> **Exercise brief**:
In the material below, find every line with "index" and pull it out.
________
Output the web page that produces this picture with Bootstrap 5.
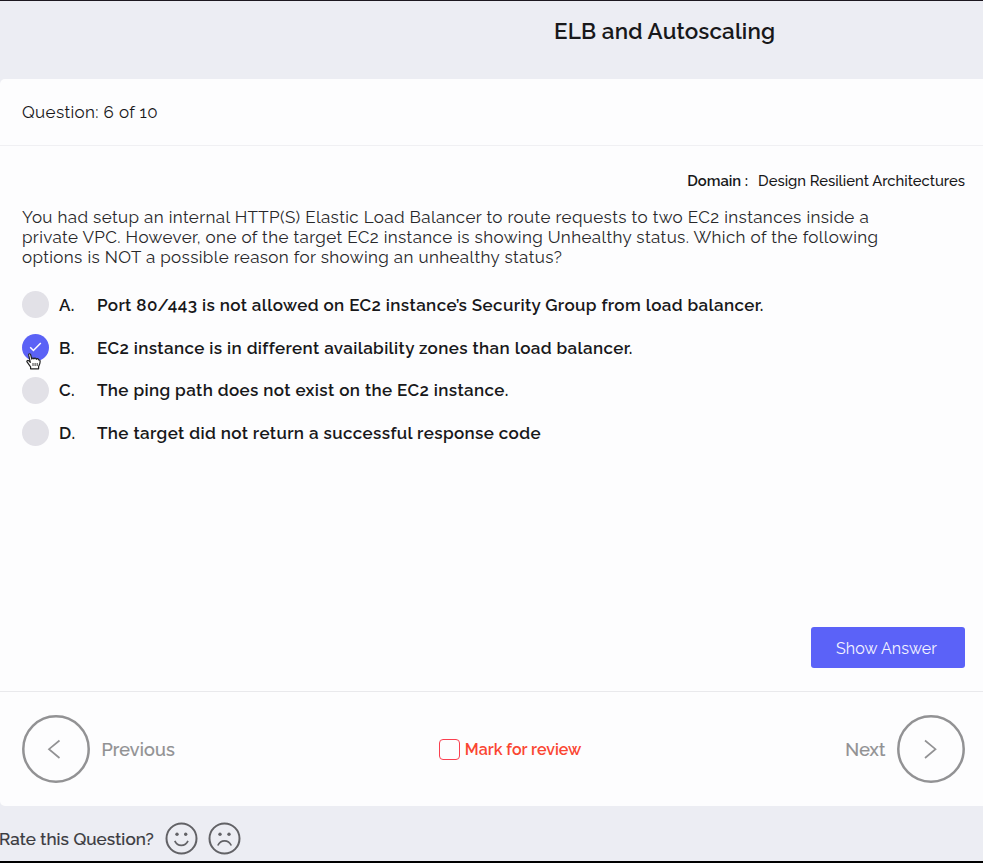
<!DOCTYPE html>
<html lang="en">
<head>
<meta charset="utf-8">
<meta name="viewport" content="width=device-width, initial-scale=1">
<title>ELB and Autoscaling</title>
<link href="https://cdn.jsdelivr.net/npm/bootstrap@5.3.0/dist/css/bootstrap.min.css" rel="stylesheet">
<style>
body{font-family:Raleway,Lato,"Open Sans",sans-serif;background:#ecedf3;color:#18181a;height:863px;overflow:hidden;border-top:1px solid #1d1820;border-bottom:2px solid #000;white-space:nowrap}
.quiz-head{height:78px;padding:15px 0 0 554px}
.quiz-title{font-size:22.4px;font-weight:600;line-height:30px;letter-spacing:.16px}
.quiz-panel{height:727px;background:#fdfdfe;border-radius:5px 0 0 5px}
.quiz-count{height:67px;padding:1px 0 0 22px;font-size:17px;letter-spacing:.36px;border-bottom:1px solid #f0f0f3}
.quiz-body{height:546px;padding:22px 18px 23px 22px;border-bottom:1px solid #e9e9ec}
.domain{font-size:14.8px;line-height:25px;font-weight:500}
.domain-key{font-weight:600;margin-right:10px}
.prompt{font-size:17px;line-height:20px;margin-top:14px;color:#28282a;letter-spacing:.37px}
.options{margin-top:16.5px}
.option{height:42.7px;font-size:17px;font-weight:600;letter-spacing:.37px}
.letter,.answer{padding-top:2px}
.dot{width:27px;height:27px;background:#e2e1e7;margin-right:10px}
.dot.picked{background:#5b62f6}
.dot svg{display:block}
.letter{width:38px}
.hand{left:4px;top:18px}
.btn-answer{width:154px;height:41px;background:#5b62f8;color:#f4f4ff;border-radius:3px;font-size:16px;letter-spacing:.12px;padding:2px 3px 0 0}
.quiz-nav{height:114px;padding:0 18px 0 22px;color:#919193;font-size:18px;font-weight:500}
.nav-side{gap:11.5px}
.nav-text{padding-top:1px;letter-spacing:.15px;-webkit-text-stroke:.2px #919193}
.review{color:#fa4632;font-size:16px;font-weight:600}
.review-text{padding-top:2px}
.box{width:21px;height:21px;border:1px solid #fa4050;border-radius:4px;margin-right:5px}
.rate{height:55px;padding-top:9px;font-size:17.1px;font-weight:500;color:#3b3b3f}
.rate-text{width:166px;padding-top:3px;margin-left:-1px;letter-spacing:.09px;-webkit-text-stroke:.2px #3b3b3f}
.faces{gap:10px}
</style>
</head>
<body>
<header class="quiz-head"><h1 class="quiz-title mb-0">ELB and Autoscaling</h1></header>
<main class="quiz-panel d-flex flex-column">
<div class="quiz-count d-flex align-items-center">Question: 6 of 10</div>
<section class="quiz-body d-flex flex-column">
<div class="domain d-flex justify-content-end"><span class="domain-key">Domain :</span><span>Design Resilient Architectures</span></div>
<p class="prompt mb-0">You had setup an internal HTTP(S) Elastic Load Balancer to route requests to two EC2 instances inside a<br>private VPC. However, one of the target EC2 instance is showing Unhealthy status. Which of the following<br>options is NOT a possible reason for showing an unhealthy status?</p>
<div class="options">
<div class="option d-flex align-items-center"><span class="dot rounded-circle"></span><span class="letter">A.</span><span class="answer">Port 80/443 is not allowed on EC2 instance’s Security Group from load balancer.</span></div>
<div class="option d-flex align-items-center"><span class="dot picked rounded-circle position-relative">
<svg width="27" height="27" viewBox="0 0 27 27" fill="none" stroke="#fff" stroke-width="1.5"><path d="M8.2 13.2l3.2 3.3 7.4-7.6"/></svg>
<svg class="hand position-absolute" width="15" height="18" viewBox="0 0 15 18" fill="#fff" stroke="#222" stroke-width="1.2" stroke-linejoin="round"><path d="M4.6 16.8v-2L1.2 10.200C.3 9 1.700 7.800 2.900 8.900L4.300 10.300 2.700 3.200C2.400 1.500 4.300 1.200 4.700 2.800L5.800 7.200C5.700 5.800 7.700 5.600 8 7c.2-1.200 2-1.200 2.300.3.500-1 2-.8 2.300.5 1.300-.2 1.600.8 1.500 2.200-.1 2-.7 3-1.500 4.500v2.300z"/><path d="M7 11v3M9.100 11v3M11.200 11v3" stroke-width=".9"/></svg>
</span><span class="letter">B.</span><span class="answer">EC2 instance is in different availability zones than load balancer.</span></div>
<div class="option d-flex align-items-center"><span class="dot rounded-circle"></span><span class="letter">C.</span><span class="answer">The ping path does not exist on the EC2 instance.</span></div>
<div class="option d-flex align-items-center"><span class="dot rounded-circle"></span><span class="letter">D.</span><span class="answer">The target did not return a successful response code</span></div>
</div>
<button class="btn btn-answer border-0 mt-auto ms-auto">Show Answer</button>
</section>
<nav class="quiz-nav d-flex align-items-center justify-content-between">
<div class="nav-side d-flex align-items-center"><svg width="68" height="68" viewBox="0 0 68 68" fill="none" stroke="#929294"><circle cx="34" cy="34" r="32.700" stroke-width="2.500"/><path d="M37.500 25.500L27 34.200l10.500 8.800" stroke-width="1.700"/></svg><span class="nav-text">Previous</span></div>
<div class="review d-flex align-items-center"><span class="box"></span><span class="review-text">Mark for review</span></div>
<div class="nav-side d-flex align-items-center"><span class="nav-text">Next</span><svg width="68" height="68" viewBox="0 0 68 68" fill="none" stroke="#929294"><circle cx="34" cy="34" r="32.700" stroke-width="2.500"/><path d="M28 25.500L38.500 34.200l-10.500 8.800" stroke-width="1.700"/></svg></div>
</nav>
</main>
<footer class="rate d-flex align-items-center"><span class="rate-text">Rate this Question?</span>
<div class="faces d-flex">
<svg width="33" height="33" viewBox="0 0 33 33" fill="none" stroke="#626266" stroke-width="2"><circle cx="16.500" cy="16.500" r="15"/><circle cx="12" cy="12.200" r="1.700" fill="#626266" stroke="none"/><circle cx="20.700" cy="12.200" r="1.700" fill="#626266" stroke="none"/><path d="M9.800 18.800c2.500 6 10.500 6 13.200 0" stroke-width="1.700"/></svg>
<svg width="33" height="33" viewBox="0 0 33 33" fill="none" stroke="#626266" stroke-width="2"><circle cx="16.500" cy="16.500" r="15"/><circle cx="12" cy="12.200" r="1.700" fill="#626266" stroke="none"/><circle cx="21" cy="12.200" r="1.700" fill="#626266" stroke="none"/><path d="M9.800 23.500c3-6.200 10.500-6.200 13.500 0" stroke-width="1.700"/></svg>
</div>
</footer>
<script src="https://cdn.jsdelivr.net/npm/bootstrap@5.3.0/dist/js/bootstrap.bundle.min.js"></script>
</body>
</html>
________
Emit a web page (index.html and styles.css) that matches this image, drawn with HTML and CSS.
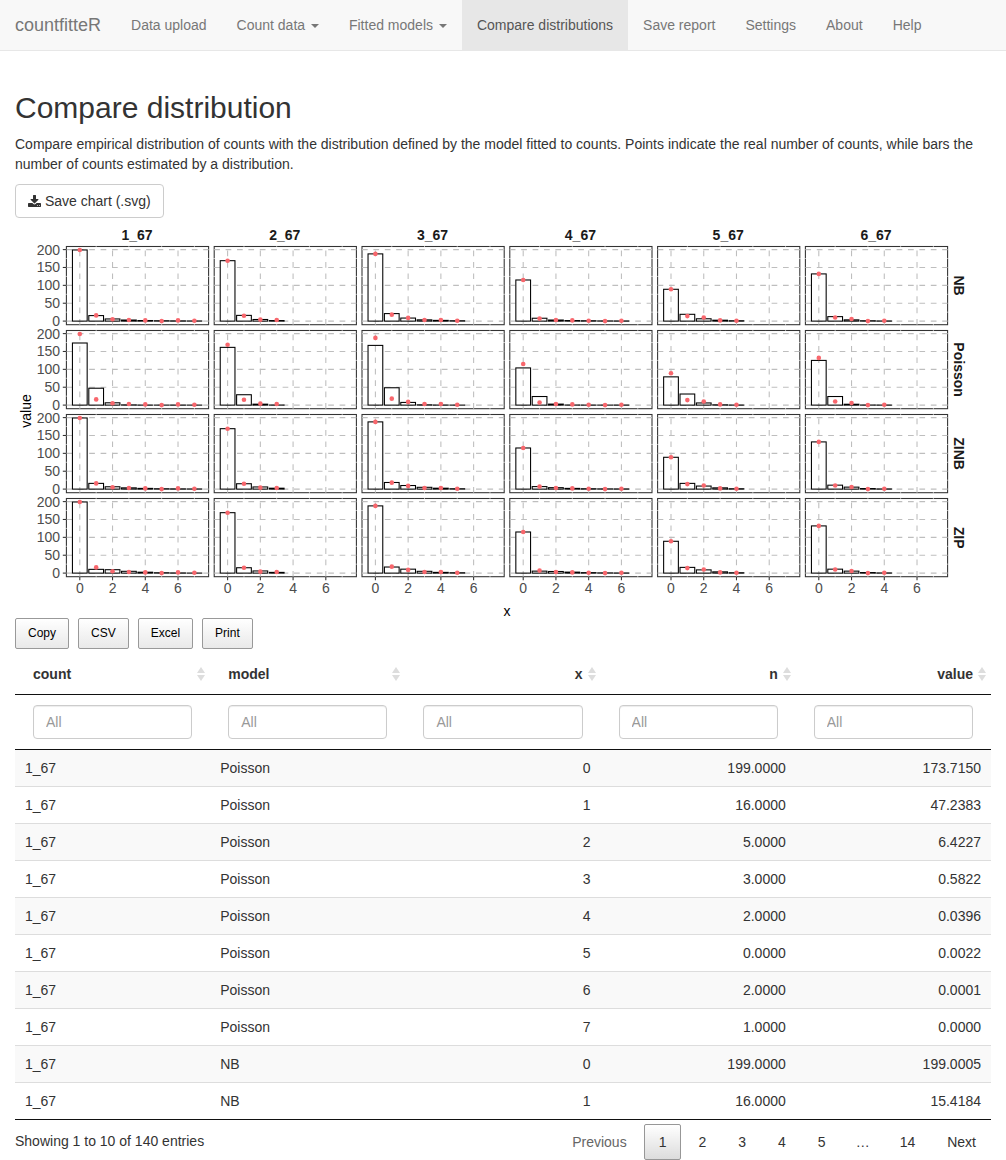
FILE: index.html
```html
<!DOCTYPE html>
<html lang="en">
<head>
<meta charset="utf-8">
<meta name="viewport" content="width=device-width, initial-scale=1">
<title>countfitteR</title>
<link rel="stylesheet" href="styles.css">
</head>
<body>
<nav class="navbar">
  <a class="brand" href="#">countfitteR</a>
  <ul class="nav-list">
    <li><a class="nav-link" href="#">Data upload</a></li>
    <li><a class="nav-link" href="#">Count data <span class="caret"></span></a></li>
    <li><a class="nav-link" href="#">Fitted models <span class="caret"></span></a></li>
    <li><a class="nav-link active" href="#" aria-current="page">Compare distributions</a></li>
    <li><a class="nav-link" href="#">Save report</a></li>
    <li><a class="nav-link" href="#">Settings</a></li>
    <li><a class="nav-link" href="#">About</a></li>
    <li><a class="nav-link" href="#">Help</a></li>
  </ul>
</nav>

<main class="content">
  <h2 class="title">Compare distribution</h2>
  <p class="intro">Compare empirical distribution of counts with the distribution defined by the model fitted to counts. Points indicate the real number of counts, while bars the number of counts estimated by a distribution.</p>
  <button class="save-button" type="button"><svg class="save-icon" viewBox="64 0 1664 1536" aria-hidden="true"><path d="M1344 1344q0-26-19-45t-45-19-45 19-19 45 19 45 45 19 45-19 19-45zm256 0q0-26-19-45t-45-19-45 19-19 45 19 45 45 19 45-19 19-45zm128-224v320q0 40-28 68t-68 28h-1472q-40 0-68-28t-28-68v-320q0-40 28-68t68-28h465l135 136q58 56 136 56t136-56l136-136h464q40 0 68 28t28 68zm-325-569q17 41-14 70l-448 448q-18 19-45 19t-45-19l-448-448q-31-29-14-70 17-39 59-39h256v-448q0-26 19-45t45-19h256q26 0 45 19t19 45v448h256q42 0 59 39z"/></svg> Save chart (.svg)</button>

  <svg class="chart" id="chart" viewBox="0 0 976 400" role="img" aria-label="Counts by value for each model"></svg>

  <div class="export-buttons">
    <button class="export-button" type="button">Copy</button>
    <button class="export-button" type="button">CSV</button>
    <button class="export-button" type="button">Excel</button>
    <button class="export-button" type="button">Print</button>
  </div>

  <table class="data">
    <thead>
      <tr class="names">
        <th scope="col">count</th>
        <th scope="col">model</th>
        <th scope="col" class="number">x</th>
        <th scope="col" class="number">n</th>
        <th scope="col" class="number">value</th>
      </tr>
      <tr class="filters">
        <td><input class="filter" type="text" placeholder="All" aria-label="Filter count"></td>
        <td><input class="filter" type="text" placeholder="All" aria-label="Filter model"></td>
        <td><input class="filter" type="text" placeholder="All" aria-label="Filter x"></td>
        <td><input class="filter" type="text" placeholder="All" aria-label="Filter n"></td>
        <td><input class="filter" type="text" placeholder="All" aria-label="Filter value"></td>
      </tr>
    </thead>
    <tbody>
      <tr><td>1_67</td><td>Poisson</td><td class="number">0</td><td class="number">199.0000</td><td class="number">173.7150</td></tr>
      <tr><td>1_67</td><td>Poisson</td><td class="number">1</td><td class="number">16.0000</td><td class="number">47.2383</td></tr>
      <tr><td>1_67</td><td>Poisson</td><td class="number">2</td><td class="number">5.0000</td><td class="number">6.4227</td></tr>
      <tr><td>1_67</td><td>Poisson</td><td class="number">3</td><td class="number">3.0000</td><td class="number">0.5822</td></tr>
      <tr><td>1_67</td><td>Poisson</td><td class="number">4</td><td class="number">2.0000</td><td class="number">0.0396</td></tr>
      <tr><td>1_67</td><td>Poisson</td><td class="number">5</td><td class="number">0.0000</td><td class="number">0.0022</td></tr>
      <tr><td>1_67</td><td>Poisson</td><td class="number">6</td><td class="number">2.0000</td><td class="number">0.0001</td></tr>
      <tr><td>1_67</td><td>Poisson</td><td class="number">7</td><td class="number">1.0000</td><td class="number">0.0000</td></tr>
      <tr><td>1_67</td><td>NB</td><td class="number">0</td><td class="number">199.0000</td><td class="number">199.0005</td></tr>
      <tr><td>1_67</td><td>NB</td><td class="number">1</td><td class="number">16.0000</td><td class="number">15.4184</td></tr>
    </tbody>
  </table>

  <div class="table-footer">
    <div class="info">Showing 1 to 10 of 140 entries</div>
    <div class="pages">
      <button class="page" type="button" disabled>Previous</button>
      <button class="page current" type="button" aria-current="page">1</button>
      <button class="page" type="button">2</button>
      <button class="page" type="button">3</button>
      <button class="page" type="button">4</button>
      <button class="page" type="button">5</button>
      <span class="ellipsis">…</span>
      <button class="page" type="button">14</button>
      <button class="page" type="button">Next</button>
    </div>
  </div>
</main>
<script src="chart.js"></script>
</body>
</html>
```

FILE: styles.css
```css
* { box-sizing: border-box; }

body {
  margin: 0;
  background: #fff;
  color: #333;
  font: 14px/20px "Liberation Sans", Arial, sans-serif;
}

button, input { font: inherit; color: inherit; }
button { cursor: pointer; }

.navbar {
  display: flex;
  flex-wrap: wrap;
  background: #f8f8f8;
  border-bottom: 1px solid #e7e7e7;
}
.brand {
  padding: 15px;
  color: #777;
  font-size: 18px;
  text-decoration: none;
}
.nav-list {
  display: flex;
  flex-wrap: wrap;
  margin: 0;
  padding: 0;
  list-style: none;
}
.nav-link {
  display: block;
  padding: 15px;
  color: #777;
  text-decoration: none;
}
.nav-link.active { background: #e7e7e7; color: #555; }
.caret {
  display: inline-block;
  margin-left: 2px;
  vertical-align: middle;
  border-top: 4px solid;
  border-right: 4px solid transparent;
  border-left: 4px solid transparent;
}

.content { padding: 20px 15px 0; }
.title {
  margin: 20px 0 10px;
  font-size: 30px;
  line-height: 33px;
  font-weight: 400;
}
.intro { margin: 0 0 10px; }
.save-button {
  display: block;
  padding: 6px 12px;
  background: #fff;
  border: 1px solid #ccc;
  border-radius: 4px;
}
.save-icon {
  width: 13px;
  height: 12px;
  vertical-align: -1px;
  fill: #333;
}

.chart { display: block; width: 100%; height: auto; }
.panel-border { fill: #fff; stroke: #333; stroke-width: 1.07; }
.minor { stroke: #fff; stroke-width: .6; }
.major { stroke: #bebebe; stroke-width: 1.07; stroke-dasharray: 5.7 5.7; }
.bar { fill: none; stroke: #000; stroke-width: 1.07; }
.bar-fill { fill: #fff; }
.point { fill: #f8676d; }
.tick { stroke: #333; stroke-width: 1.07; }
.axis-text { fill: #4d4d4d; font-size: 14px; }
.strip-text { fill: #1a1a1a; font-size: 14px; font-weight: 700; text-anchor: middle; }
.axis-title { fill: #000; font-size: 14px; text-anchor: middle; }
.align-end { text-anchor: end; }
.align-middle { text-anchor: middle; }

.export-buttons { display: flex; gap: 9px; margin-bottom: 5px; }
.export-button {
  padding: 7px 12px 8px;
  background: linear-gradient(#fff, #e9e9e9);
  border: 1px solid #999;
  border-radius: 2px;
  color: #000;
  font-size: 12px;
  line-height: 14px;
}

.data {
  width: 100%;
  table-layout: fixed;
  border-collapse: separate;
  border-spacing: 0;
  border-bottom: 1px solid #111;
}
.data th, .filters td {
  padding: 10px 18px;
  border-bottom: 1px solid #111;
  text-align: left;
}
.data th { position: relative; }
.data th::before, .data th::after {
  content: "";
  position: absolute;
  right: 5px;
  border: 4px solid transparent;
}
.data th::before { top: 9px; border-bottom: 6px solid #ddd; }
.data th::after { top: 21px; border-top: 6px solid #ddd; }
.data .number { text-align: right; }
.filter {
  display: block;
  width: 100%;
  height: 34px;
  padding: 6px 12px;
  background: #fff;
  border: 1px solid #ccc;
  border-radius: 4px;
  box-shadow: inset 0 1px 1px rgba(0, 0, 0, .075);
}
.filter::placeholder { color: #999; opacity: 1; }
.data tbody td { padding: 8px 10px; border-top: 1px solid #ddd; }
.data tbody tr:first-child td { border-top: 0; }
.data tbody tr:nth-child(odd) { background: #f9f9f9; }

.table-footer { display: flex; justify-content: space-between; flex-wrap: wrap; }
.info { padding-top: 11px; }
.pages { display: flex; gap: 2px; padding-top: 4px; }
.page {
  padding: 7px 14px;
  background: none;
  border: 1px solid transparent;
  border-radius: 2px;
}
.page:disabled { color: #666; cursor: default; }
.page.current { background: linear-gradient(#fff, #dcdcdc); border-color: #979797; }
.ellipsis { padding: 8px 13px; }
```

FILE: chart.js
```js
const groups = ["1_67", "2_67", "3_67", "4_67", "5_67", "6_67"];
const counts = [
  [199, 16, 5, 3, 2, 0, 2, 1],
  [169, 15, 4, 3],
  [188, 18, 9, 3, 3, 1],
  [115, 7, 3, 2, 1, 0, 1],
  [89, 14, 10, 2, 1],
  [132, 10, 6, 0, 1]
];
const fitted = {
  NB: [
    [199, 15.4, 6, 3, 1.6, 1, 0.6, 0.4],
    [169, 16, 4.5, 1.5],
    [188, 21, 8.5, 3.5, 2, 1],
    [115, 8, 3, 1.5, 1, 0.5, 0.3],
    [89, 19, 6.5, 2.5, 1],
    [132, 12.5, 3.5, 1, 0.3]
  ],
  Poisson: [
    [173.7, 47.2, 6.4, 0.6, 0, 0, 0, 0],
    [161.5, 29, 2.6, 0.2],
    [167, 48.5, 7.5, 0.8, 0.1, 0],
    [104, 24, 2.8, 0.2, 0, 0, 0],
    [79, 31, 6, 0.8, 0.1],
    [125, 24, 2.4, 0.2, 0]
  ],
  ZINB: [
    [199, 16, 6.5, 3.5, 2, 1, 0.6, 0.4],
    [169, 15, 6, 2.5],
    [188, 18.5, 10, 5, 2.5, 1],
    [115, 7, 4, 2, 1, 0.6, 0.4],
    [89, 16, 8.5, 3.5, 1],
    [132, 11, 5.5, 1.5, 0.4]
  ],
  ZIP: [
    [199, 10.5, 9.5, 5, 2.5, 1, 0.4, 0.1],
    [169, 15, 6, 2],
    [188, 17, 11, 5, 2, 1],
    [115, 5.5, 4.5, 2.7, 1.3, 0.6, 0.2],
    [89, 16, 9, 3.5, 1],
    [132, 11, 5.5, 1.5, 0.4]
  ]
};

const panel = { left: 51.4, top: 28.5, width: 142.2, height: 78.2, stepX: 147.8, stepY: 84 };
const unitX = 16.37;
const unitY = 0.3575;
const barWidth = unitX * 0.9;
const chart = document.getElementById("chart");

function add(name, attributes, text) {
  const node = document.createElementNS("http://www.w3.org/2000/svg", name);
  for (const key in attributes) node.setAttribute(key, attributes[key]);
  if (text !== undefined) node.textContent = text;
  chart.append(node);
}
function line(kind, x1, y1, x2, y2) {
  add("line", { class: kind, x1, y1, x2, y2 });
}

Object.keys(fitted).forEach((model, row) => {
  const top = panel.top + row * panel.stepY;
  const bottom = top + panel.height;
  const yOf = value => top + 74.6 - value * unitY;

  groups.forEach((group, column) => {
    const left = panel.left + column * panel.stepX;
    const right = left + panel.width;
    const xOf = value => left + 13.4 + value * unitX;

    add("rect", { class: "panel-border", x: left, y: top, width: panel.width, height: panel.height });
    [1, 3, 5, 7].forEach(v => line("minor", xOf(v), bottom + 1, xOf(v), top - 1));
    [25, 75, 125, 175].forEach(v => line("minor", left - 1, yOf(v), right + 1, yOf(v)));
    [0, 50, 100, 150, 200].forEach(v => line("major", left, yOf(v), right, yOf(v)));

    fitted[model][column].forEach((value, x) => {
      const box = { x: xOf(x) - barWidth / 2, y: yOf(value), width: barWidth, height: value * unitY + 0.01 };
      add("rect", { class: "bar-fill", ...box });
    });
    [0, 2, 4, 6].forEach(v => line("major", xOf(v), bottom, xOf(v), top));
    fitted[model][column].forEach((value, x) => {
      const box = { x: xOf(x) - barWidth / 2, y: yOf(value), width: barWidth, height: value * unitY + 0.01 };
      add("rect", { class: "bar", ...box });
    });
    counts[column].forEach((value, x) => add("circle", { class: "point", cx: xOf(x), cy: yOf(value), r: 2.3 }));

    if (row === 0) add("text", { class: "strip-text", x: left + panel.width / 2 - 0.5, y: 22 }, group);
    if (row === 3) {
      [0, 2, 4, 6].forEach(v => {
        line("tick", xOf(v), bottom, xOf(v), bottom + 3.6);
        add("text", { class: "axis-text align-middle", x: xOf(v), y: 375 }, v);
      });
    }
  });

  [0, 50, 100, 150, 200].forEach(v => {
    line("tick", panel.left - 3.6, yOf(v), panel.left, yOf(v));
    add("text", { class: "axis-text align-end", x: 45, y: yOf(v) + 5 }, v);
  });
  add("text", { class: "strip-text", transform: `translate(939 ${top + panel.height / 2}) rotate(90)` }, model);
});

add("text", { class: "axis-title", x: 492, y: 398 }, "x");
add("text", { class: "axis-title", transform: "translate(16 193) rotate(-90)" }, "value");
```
________
> **Task answer**:
Emit a web page (index.html and styles.css) that matches this image, drawn with HTML and CSS.
FILE: index.html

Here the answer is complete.